Perubahan pola pengelolaan TIM dan GKJ beberapa waktu lalu sempat menimbulkan kontroversi, perdebatan, bahkan demonstrasi. Dalam konferensi pers dan diskusi Kamis itu, masalah itu juga diapungkan kembali oleh beberapa orang yang hadir.
Tapi, Jabo tampak tidak mau larut dalam perdebatan itu juga soal dukungan sponsor pada bentuk dan pilihan kesenian yang “sulit dan tidak lazim.” Pria kelahiran Surabaya, Jawa Timur, 4 Mei 1951 dengan nama Mochamad Djohansyah itu hanya bicara soal pilihan musiknya. Itupun Djabo berusaha “biasa-biasa” saja. Ia misalnya tak mau menanggapi sanjungan dari seorang wartawan senior bahwa musiknya layak disebut sebagai musik “avant-garde”. Ia ingin musiknya disebut serderhana. “Pilihan untuk sederhana sebenarnya adalah pilihan yang sulit,” kata Djabo.

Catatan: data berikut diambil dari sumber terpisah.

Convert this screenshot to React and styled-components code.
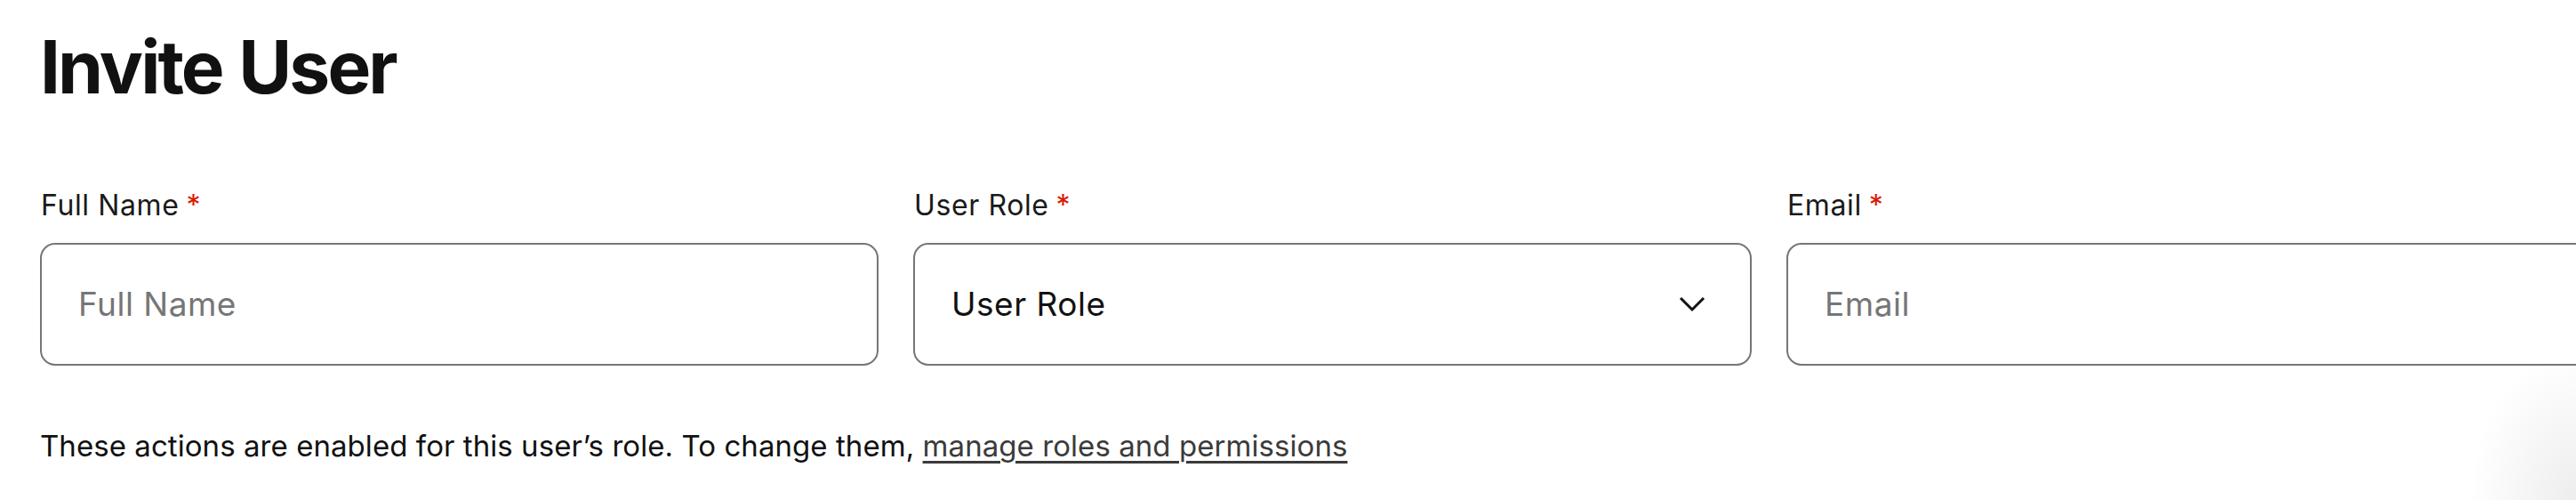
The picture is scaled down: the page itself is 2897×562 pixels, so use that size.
import React from "react";
import styled, { createGlobalStyle } from "styled-components";

const Global = createGlobalStyle`
  html, body {
    margin: 0;
    padding: 0;
    overflow: hidden;
    background: #fff;
  }
  body {
    font-family: Inter, "Noto Sans", "Liberation Sans", sans-serif;
    color: #111;
    width: 2897px;
    height: 562px;
    background: radial-gradient(ellipse 120px 170px at 100% 100%, rgba(0,0,0,0.07), rgba(0,0,0,0) 100%) #fff;
  }
`;

const Page = styled.main`
  padding: 26px 0 0 45px;
  width: 2920px;
  box-sizing: border-box;
`;

const Title = styled.h1`
  margin: 0;
  font-size: 82px;
  line-height: 100px;
  font-weight: 700;
  letter-spacing: -2.9px;
  word-spacing: 2px;
  color: #111;
`;

const FieldRow = styled.div`
  display: grid;
  grid-template-columns: repeat(3, 943px);
  column-gap: 39px;
  margin-top: 85px;
`;

const Field = styled.div`
  display: flex;
  flex-direction: column;
  gap: 22px;
`;

const Label = styled.label`
  font-size: 32px;
  line-height: 40px;
  font-weight: 400;
  letter-spacing: 0.6px;
  color: #1a1a1a;
  padding-left: 1px;
`;

const Required = styled.span`
  color: #db1802;
  margin-left: 8px;
`;

const Box = styled.div`
  box-sizing: border-box;
  height: 138px;
  border: 2px solid #767676;
  border-radius: 17px;
  display: flex;
  align-items: center;
  justify-content: space-between;
  padding: 0 50px 0 41px;
  background: #fff;
`;

const Value = styled.span`
  font-size: 37px;
  line-height: 44px;
  letter-spacing: 0.5px;
  color: ${(p) => (p.$placeholder ? "#767676" : "#111")};
`;

const Chevron = () => (
  <svg width="30" height="18" viewBox="0 0 30 18" fill="none">
    <path d="M2 2 L15 15 L28 2" stroke="#111" strokeWidth="3" />
  </svg>
);

const Helper = styled.p`
  margin: 66px 0 0;
  font-size: 33px;
  line-height: 48px;
  letter-spacing: 0.06px;
  color: #111;
`;

const Link = styled.a`
  color: #3b3b3b;
  text-decoration: underline;
  text-decoration-thickness: 3px;
  text-underline-offset: 5px;
`;

export default function App() {
  return (
    <>
      <Global />
      <Page>
        <Title>Invite User</Title>
        <FieldRow>
          <Field>
            <Label>
              Full Name<Required>*</Required>
            </Label>
            <Box>
              <Value $placeholder>Full Name</Value>
            </Box>
          </Field>
          <Field>
            <Label>
              User Role<Required>*</Required>
            </Label>
            <Box>
              <Value>User Role</Value>
              <Chevron />
            </Box>
          </Field>
          <Field>
            <Label>
              Email<Required>*</Required>
            </Label>
            <Box>
              <Value $placeholder>Email</Value>
            </Box>
          </Field>
        </FieldRow>
        <Helper>
          These actions are enabled for this user’s role. To change them,{" "}
          <Link href="#">manage roles and permissions</Link>
        </Helper>
      </Page>
    </>
  );
}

Meramu musik modern yang dikenalnya, antara lain melalui pendidikannya di Akademi Musik Indonesia di Yogyakarta –tapi, tak tamat- dan unsur-unsur musik tradisi nusantara yang diakrabinya sejak kecil sampai bergabung di Bengkel Teater Rendra, memang bukan perkara mudah.
Tapi, Jabo sudah membuktikan konsistensinya, minimal dengan merawat Sirkus Barock sampai hampir memasuki usia kelompok itu 40 tahun. Intensitas dan keyakinan pada pilihan bentuk keseniannya, seperti yang dikatakan Dalang Ki Manteb Soedharsono dalam acara obrolan soal wayang kulit purwa di Warung Apressiasi Bulungan, Jakarta, Selasa lalu, memang penting. “Yang utama, Anda merasa yakin bisa di situ dan tekunilah,” kata Ki Manteb.
Dengan keyakinan itu, Jabo bilang memilih arus kecil di tengah arus besar yang melanda musik Indonesia saat ini. Dan, dengan dukungan sahabatnya seperti Tompel Witono dan Erwiyantoro, ia berusaha untuk terus mengadakan konser dengan atau tanpa mendapatkan sponsor. Satu hal yang kabarnya menjadi sebagian kecil dasar dari perubahan pola manajemen pengelolaan di TIM.